◆ PROMPT
In the listing below, find every line with the string "React" and pull it out.

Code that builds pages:
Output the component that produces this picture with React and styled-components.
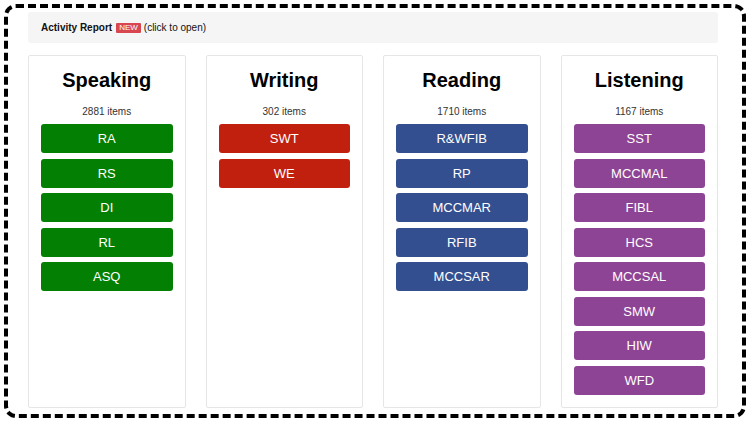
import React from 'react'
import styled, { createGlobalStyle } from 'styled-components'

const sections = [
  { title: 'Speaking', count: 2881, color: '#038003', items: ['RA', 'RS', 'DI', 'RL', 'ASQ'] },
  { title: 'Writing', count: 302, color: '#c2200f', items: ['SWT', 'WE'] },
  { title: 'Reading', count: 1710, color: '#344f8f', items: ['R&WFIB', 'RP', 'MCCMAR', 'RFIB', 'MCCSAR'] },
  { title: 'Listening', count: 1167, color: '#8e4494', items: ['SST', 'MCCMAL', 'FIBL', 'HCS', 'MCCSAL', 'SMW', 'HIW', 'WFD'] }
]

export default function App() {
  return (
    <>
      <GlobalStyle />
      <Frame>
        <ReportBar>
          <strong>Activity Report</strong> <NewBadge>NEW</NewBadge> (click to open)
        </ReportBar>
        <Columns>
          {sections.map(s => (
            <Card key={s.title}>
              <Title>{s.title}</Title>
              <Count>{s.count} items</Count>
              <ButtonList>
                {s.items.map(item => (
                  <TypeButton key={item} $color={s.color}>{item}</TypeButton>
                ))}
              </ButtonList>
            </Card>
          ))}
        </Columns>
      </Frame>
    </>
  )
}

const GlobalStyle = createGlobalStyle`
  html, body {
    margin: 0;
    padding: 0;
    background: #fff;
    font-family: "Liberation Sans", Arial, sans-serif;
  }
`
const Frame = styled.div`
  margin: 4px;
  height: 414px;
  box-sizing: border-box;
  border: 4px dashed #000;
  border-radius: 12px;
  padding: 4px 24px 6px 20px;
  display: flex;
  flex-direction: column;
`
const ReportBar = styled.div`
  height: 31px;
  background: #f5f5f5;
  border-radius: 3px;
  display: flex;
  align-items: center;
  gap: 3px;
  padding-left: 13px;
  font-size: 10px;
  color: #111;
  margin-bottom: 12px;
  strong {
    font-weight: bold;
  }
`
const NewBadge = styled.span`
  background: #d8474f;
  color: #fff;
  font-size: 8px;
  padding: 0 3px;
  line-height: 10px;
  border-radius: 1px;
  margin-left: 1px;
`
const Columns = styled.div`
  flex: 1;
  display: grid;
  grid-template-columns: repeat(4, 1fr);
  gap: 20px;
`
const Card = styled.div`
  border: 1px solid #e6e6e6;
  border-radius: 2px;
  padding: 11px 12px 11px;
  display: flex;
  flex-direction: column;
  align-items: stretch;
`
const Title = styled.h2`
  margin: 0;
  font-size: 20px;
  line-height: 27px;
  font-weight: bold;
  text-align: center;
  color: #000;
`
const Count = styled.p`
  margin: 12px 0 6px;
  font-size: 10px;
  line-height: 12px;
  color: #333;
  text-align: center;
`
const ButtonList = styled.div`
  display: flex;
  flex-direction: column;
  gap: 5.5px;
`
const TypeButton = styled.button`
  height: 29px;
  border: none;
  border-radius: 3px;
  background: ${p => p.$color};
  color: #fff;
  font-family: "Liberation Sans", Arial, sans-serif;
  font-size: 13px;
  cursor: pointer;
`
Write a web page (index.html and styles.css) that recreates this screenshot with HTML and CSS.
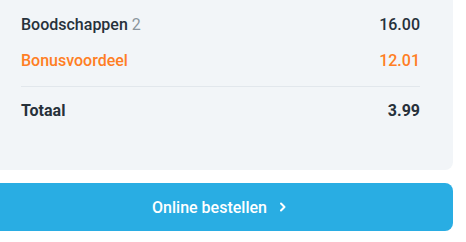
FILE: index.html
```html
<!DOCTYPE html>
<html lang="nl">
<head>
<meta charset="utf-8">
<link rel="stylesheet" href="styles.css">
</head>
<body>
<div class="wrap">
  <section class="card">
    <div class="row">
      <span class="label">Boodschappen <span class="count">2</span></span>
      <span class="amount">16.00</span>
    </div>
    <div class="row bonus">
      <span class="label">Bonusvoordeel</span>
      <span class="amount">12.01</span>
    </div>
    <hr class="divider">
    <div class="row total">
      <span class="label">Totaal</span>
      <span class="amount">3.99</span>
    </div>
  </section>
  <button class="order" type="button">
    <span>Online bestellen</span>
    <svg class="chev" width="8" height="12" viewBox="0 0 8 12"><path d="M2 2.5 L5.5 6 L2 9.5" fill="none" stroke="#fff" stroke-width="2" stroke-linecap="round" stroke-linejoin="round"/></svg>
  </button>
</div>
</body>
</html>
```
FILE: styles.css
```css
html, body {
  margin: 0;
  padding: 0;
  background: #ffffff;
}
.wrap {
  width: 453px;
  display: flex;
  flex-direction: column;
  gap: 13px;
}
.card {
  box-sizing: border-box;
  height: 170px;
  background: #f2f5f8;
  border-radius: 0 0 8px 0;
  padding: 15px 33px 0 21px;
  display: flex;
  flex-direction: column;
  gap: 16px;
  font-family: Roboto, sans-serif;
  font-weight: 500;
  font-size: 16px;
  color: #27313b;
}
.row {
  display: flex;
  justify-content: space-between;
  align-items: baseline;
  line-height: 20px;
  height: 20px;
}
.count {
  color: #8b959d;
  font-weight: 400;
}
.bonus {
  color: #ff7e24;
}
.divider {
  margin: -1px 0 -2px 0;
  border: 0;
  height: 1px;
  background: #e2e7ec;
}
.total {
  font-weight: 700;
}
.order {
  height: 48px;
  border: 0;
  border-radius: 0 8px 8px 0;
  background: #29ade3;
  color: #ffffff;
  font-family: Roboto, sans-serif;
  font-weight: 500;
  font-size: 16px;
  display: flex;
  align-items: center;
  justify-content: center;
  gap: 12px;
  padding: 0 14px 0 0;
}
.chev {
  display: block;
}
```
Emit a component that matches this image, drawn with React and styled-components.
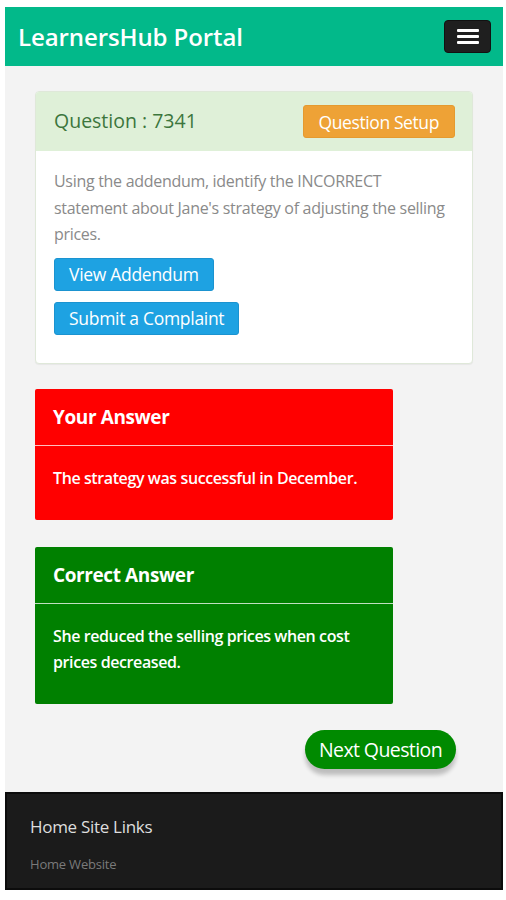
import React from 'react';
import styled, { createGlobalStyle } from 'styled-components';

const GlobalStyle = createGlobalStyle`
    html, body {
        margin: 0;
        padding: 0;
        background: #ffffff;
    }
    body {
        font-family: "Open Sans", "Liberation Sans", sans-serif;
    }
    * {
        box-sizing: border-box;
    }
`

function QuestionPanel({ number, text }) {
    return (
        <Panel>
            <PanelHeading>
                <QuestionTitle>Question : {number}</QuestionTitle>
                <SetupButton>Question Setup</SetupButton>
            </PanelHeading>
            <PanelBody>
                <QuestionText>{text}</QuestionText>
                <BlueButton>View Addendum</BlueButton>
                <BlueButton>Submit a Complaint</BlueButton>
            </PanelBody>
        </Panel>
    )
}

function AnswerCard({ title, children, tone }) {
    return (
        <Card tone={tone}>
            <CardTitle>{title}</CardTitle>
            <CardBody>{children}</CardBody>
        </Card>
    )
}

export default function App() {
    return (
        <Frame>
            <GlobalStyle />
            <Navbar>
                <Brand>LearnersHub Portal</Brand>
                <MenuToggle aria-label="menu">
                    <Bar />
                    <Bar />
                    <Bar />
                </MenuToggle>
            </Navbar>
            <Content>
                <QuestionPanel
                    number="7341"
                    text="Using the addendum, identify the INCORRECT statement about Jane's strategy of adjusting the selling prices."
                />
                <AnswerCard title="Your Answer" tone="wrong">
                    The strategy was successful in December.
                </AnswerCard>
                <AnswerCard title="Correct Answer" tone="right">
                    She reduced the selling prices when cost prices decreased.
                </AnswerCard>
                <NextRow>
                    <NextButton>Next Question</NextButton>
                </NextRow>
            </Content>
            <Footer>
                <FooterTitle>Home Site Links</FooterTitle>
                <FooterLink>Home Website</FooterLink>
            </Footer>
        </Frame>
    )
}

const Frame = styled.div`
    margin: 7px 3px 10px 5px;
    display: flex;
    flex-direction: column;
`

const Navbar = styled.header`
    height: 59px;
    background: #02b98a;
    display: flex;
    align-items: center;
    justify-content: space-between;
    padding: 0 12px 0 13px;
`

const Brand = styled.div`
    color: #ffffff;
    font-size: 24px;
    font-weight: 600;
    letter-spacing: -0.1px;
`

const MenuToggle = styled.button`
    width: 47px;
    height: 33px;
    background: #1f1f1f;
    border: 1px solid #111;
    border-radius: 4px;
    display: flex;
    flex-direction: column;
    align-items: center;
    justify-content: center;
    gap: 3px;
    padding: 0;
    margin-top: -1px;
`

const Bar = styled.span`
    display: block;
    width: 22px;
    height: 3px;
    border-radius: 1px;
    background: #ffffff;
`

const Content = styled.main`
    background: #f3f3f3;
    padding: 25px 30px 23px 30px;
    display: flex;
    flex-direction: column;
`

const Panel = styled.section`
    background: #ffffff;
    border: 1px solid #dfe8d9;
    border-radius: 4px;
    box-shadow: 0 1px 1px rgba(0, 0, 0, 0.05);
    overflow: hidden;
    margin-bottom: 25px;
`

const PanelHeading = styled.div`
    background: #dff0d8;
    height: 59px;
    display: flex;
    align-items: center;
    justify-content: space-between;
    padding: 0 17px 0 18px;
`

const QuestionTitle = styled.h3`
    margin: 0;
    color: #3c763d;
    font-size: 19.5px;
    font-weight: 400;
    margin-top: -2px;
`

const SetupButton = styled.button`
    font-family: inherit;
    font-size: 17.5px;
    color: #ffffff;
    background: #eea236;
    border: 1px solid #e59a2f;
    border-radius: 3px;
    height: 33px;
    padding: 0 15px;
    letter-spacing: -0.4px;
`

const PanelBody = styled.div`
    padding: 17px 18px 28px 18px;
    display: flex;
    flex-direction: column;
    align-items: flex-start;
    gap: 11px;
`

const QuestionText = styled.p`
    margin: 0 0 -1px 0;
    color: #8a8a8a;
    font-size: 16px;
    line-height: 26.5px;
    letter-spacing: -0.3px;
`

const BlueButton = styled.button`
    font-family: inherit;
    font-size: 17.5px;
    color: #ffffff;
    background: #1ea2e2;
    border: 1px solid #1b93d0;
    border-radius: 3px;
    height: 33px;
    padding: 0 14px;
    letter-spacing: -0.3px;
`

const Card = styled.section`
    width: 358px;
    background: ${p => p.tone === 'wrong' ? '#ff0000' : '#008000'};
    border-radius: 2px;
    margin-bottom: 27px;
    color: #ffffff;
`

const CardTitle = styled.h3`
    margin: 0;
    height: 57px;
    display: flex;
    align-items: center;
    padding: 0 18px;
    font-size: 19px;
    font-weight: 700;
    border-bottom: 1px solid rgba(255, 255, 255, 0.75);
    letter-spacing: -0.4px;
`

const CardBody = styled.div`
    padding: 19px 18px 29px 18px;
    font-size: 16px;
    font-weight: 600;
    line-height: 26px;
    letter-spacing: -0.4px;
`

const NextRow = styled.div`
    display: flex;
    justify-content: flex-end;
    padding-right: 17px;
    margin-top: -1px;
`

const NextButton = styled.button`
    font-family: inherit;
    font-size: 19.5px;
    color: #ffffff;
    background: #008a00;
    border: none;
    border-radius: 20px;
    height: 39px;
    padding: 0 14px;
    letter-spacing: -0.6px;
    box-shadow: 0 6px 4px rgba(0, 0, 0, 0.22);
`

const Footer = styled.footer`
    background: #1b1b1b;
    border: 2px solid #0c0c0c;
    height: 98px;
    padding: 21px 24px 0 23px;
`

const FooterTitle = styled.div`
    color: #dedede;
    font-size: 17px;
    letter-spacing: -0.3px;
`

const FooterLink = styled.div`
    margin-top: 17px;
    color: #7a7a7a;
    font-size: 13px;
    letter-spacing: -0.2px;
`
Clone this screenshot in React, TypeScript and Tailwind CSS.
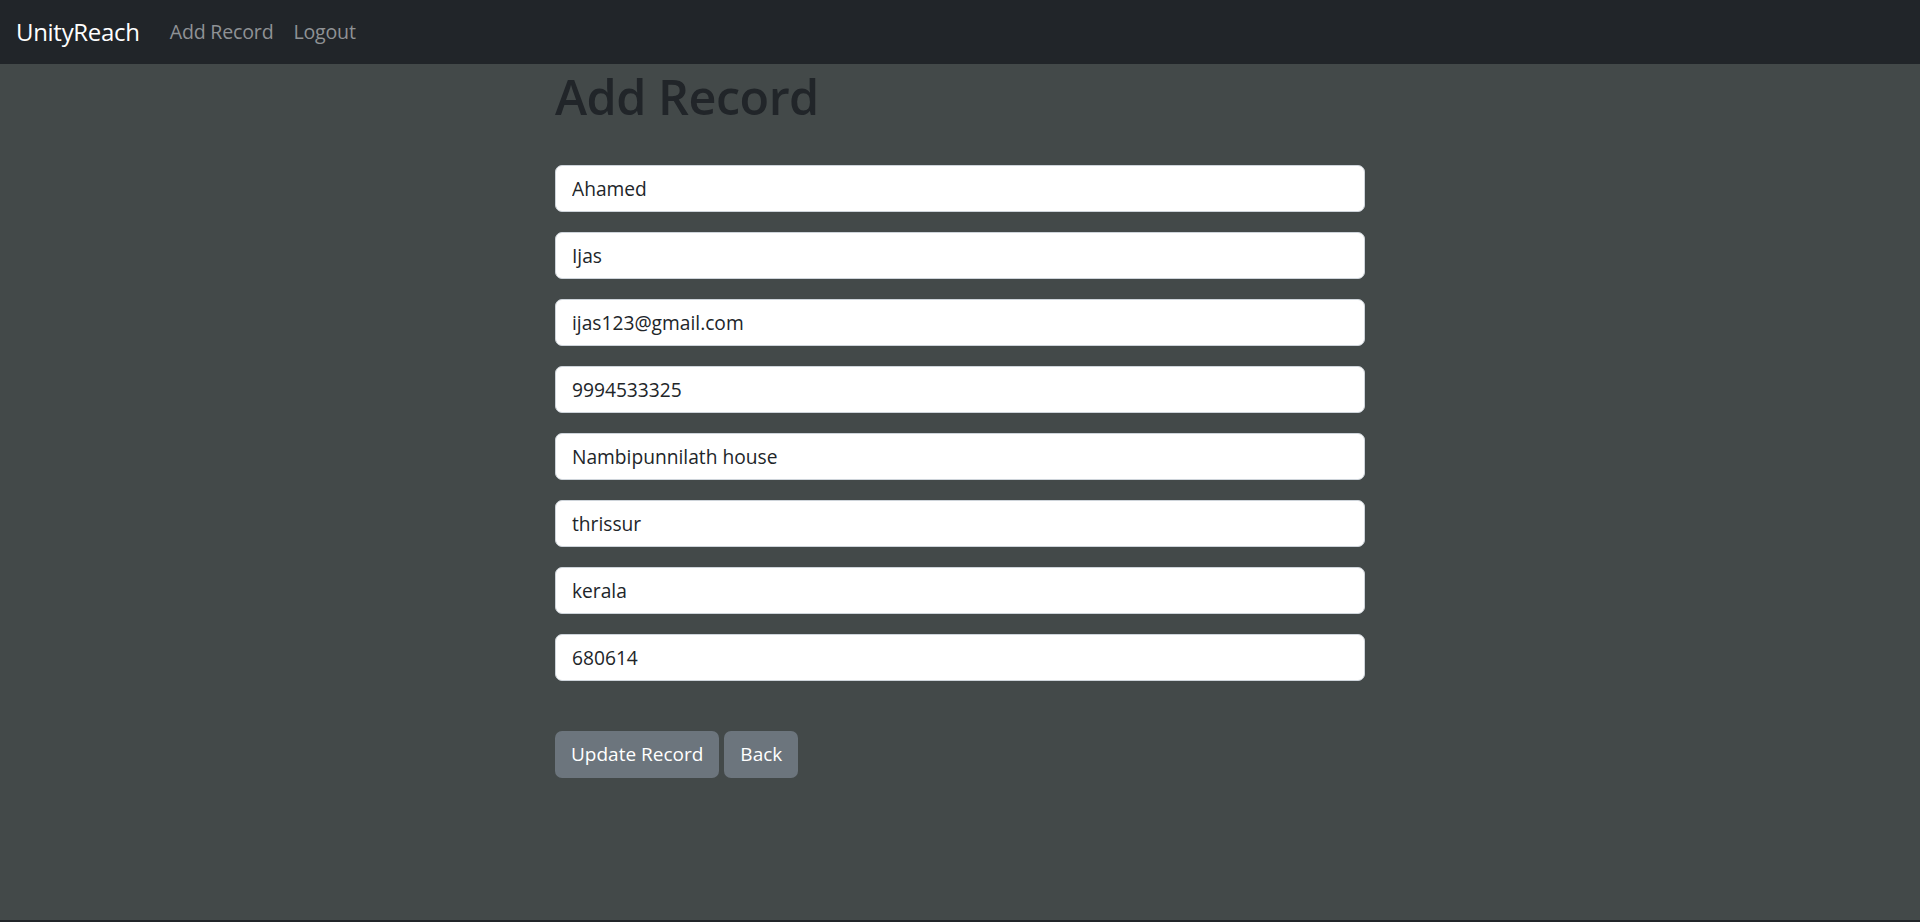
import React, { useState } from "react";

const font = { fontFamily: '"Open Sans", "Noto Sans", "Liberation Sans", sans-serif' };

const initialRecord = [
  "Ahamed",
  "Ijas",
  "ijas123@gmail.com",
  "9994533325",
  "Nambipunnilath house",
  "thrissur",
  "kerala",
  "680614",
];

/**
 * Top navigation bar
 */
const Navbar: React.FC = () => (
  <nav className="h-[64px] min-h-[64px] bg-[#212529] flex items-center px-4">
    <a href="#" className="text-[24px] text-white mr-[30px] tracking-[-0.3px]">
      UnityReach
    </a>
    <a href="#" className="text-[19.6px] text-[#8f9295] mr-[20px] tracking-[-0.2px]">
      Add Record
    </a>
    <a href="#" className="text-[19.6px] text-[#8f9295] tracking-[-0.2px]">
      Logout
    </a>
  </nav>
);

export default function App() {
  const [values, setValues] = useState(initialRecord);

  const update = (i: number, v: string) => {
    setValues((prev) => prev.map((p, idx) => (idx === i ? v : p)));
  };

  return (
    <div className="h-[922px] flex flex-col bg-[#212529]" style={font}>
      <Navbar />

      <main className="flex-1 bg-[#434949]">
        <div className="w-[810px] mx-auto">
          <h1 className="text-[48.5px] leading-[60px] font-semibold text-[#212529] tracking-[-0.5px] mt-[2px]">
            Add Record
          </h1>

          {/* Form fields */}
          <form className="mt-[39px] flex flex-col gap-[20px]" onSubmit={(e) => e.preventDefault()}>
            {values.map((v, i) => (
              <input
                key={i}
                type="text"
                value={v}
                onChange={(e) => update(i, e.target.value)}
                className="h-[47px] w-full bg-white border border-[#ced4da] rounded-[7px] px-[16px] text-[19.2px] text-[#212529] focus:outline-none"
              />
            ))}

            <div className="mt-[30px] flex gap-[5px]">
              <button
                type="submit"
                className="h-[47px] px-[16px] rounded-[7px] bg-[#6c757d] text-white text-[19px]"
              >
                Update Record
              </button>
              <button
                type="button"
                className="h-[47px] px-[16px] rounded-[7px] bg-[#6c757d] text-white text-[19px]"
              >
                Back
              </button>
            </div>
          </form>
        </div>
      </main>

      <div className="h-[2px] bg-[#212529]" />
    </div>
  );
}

◆ ANSWER TO THE EXERCISE
Output the component that produces this picture with React and styled-components.
import React from 'react'
Emit a component that matches this image, drawn with React and styled-components.
import React from 'react';
Clone this screenshot in React, TypeScript and Tailwind CSS.
import React, { useState } from "react";
const Navbar: React.FC = () => (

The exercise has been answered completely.